Les défis de demain : financements et transmission

Préserver le patrimoine religieux dans une commune rurale de moins de 500 habitants soulève des défis propres, surtout financiers. Le coût d’entretien annuel de la chapelle est estimé à 60 000 € (source : Mairie de Kernascléden), avec des pics dépassant 200 000 € lors des grandes campagnes de restauration.

Des aides diversifiées

  • État : Subventions du Ministère de la Culture, notamment dans le cadre du Plan Cathédrale.
  • Région et Département : Appui ponctuel pour les gros travaux et les études techniques.
  • Fondation du Patrimoine : Mécénat privé, souscriptions nationales (plus de 10 000 € versés pour Kernascléden depuis 2017).

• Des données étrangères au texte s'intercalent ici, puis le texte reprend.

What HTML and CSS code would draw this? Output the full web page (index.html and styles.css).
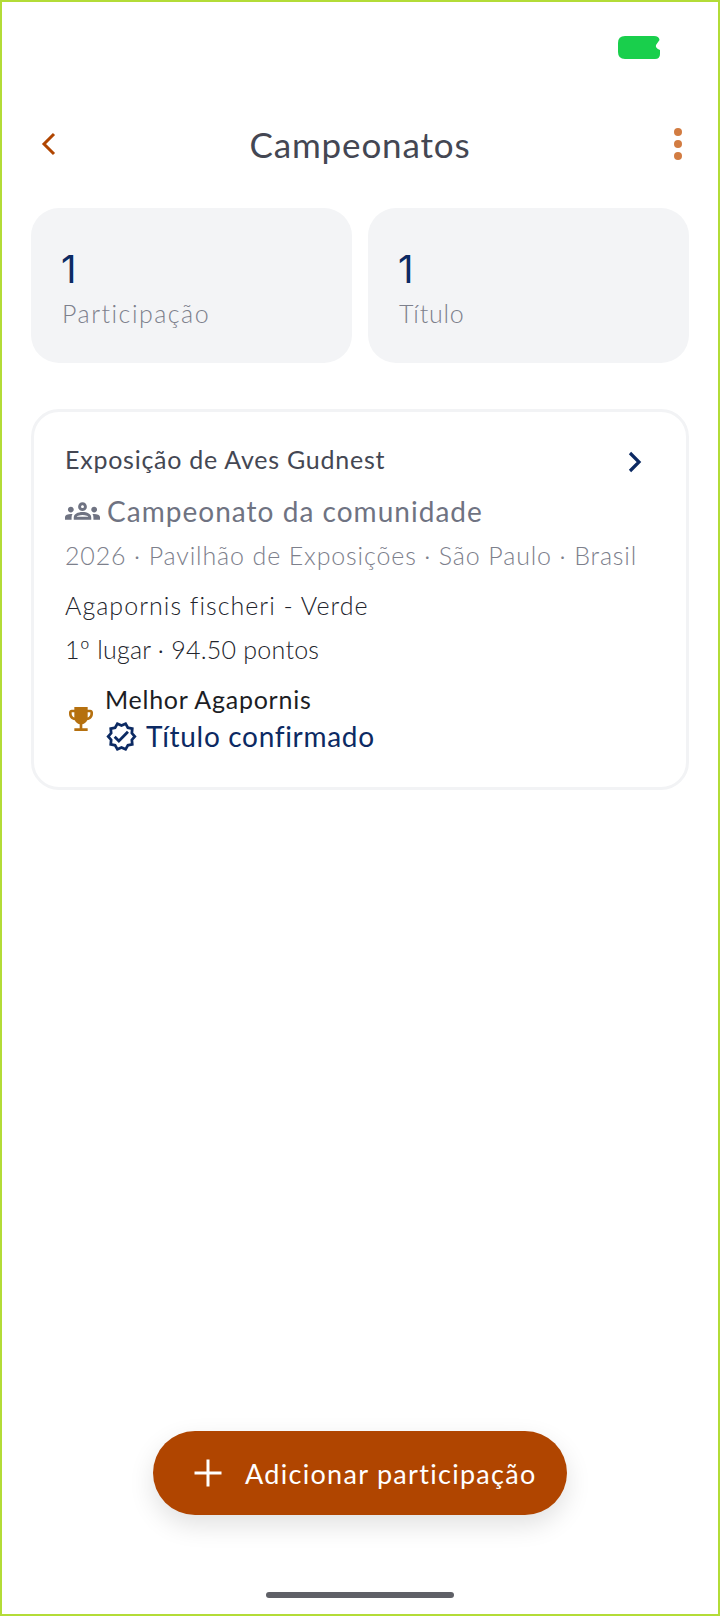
FILE: index.html
```html
<!DOCTYPE html>
<html lang="pt">
<head>
<meta charset="utf-8">
<title>Campeonatos</title>
<link rel="stylesheet" href="styles.css">
</head>
<body>
<div class="screen">
  <div class="status">
    <svg class="battery" width="42" height="23" viewBox="0 0 42 23"><path fill="#19cf4c" d="M7 0H36Q41 0 41.500 4L38 9Q37 12 42 14V18Q42 23 37 23H7Q0 23 0 16V7Q0 0 7 0Z"/></svg>
  </div>
  <header class="nav">
    <svg class="back" width="16" height="24" viewBox="0 0 16 24"><path d="M13 2 3 12l10 10" fill="none" stroke="#b04500" stroke-width="3"/></svg>
    <h1 class="title">Campeonatos</h1>
    <div class="dots"><i></i><i></i><i></i></div>
  </header>
  <section class="stats">
    <div class="stat"><div class="num">1</div><div class="lbl lbl-a">Participação</div></div>
    <div class="stat"><div class="num">1</div><div class="lbl lbl-b">Título</div></div>
  </section>
  <article class="card">
    <div class="event-row">
      <div class="event">Exposição de Aves Gudnest</div>
      <svg class="chev" width="16" height="24" viewBox="0 0 16 24"><path d="M3 3l9 9-9 9" fill="none" stroke="#0c2a63" stroke-width="3.200"/></svg>
    </div>
    <div class="kind">
      <svg class="people" width="35" height="18" viewBox="0 6 24 12" fill="#6f7382"><path d="M4 13c1.100 0 2-.9 2-2s-.9-2-2-2-2 .9-2 2 .9 2 2 2zm1.130 1.100c-.37-.06-.74-.1-1.130-.1-.99 0-1.930.21-2.780.58C.48 14.900 0 15.620 0 16.430V18h4.500v-1.610c0-.83.23-1.610.63-2.290zM20 13c1.100 0 2-.9 2-2s-.9-2-2-2-2 .9-2 2 .9 2 2 2zm4 3.430c0-.81-.48-1.530-1.220-1.850-.85-.37-1.790-.58-2.780-.58-.39 0-.76.04-1.130.1.4.68.63 1.460.63 2.290V18H24v-1.570zm-7.760-2.780c-1.170-.52-2.610-.9-4.240-.9s-3.070.39-4.240.9C6.680 14.130 6 15.210 6 16.390V18h12v-1.610c0-1.180-.68-2.260-1.760-2.740zM8.070 16c.09-.23.13-.39.91-.69.97-.38 1.990-.56 3.020-.56s2.050.18 3.020.56c.77.3.81.46.91.69H8.070zM12 8c.55 0 1 .45 1 1s-.45 1-1 1-1-.45-1-1 .45-1 1-1m0-2c-1.660 0-3 1.340-3 3s1.340 3 3 3 3-1.340 3-3-1.340-3-3-3z"/></svg>
      <span class="kind-text">Campeonato da comunidade</span>
    </div>
    <div class="place">2026 · Pavilhão de Exposições · São Paulo · Brasil</div>
    <div class="bird">Agapornis fischeri - Verde</div>
    <div class="score">1º lugar · 94.50 pontos</div>
    <div class="award">
      <svg class="trophy" width="24" height="24" viewBox="3 3 18 18" fill="#b5700f"><path d="M19 5h-2V3H7v2H5c-1.100 0-2 .9-2 2v1c0 2.550 1.920 4.630 4.390 4.940.63 1.500 1.980 2.630 3.610 2.960V19H7v2h10v-2h-4v-3.100c1.630-.33 2.980-1.460 3.610-2.960C19.080 12.630 21 10.550 21 8V7c0-1.100-.9-2-2-2zM5 8V7h2v3.820C5.840 10.400 5 9.300 5 8zm14 0c0 1.300-.84 2.400-2 2.820V7h2v1z"/></svg>
      <div class="award-text">
        <div class="award-name">Melhor Agapornis</div>
        <div class="confirmed">
          <svg width="33" height="33" viewBox="0 0 24 24" fill="#0c2a63"><path d="m23 12-2.440-2.790.34-3.690-3.610-.82-1.890-3.200L12 2.960 8.600 1.500 6.710 4.690 3.100 5.500l.34 3.700L1 12l2.440 2.790-.34 3.700 3.610.82L8.600 22.500l3.400-1.470 3.400 1.460 1.890-3.190 3.610-.82-.34-3.690L23 12zm-4.510 2.110.26 2.790-2.740.62-1.430 2.410L12 18.820l-2.580 1.110-1.430-2.410-2.740-.62.26-2.800L3.660 12l1.850-2.120-.26-2.780 2.740-.61 1.430-2.410L12 5.180l2.580-1.110 1.430 2.410 2.740.62-.26 2.790L20.340 12l-1.850 2.110z"/><path d="m10.090 13.750-2.320-2.330-1.480 1.480 3.800 3.810 7.340-7.360-1.480-1.480z"/></svg>
          <span class="confirmed-text">Título confirmado</span>
        </div>
      </div>
    </div>
  </article>
  <button class="fab">
    <svg width="30" height="30" viewBox="0 0 30 30"><path d="M15 1.500v27M1.500 15h27" stroke="#fff" stroke-width="3"/></svg>
    <span class="fab-text">Adicionar participação</span>
  </button>
  <div class="home"></div>
</div>
</body>
</html>
```
FILE: styles.css
```css
* { box-sizing: border-box; }
html, body { margin: 0; padding: 0; background: #fff; }
body { font-family: "Lato", "Noto Sans", sans-serif; }
.screen {
  position: relative;
  width: 720px;
  height: 1616px;
  border: 2px solid #b3dc37;
  padding: 0 29px;
  overflow: hidden;
  background: #fff;
}
.status { height: 34px; margin: 0 -29px; position: relative; }
.battery { position: absolute; left: 616px; top: 34px; }
.nav {
  margin-top: 76px;
  height: 64px;
  display: flex;
  align-items: center;
  justify-content: space-between;
  position: relative;
}
.back { margin-left: 10px; }
.title {
  position: absolute;
  left: 0; right: 0;
  margin: 0;
  text-align: center;
  font-size: 35px;
  font-weight: 400;
  color: #444753;
  letter-spacing: .85px;
}
.dots { display: flex; flex-direction: column; gap: 4px; margin-right: 7px; }
.dots i { display: block; width: 8px; height: 8px; border-radius: 50%; background: #d27c42; }
.stats { display: flex; gap: 16px; margin-top: 32px; }
.stat {
  flex: 1;
  height: 155px;
  border-radius: 28px;
  background: #f3f4f6;
  padding: 37px 30px 0;
}
.num { font-family: "Inter", sans-serif; font-size: 38px; line-height: 48px; color: #0c2a63; }
.lbl { font-size: 25px; line-height: 34px; font-weight: 300; color: #7d808c; margin: 3px 0 0 1px; }
.lbl-a { letter-spacing: 1.5px; }
.lbl-b { letter-spacing: .75px; }
.card {
  margin-top: 46px;
  height: 381px;
  border: 3px solid #f2f3f5;
  border-radius: 28px;
  padding: 29px 31px 0;
}
.event-row { display: flex; justify-content: space-between; align-items: flex-start; height: 36px; padding-right: 12px; }
.event { font-size: 25px; line-height: 36px; color: #444753; letter-spacing: .75px; }
.chev { margin-top: 9px; }
.kind { display: flex; align-items: center; gap: 7px; margin-top: 16px; height: 36px; }
.kind-text { font-size: 28px; color: #6f7382; letter-spacing: 1.03px; }
.place { font-size: 25px; font-weight: 300; color: #7d808c; margin-top: 8px; line-height: 36px; letter-spacing: .86px; }
.bird { font-size: 25px; font-weight: 300; color: #22242c; margin-top: 14px; line-height: 36px; letter-spacing: 1.03px; }
.score { font-size: 25px; font-weight: 300; color: #22242c; margin-top: 8px; line-height: 36px; letter-spacing: .25px; }
.award { display: flex; align-items: center; gap: 12px; margin-top: 15px; }
.trophy { flex: none; margin-left: 4px; }
.award-name { font-size: 25px; line-height: 34px; color: #1c1d24; letter-spacing: .74px; }
.confirmed { display: flex; align-items: center; gap: 8px; height: 40px; }
.confirmed-text { font-size: 28px; color: #0c2a63; letter-spacing: .68px; }
.fab {
  position: absolute;
  left: 151px;
  top: 1429px;
  width: 414px;
  height: 84px;
  border: 0;
  border-radius: 42px;
  background: #b04500;
  display: flex;
  align-items: center;
  gap: 22px;
  padding: 0 0 0 40px;
  box-shadow: 0 10px 26px rgba(0,0,0,.12);
  font-family: inherit;
}
.fab-text { font-size: 27px; color: #fff; letter-spacing: 1.3px; }
.home {
  position: absolute;
  left: 264px;
  top: 1590px;
  width: 188px;
  height: 6px;
  border-radius: 3px;
  background: #5f6067;
}
```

Néanmoins, la concurrence entre les nombreux édifices religieux en Bretagne incite à une gestion fine, où chaque euro compte. La capacité à mobiliser la population et à se rendre visible dans l’espace médiatique est essentielle pour continuer d’attirer les financements et l’attention du public.

Transmettre le goût du patrimoine aux générations futures

  • Formation des guides bénévoles, nombreux à Kernascléden, pour partager leur passion et éveiller l’intérêt des plus petits.
  • Élaboration de parcours thématiques : la “Route des fresques” créée en 2021 invite à explorer l’ensemble des décors peints de la région.
  • Ouverture toute l’année, grâce au réaménagement des horaires et à la sécurisation du site, afin d’intégrer régulièrement de nouveaux visiteurs.

Une communauté réunie autour d’un héritage partagé

Le patrimoine religieux de Kernascléden survit autant grâce aux pierres, aux fresques et à la foi qu’aux femmes et hommes d’aujourd’hui qui veillent sur lui. Loin d’être figé, ce patrimoine tisse au quotidien un lien entre générations, renouant avec l’esprit des bâtisseurs qui, il y a six siècles, plaçaient la beauté de la chapelle au cœur de leur vie de village.

En continuant à conjuguer restauration, innovation et convivialité, Kernascléden propose un modèle inspirant de préservation à visage humain, où chaque habitant ou visiteur peut, à sa manière, contribuer à faire vivre ce trésor du Morbihan pour les années à venir.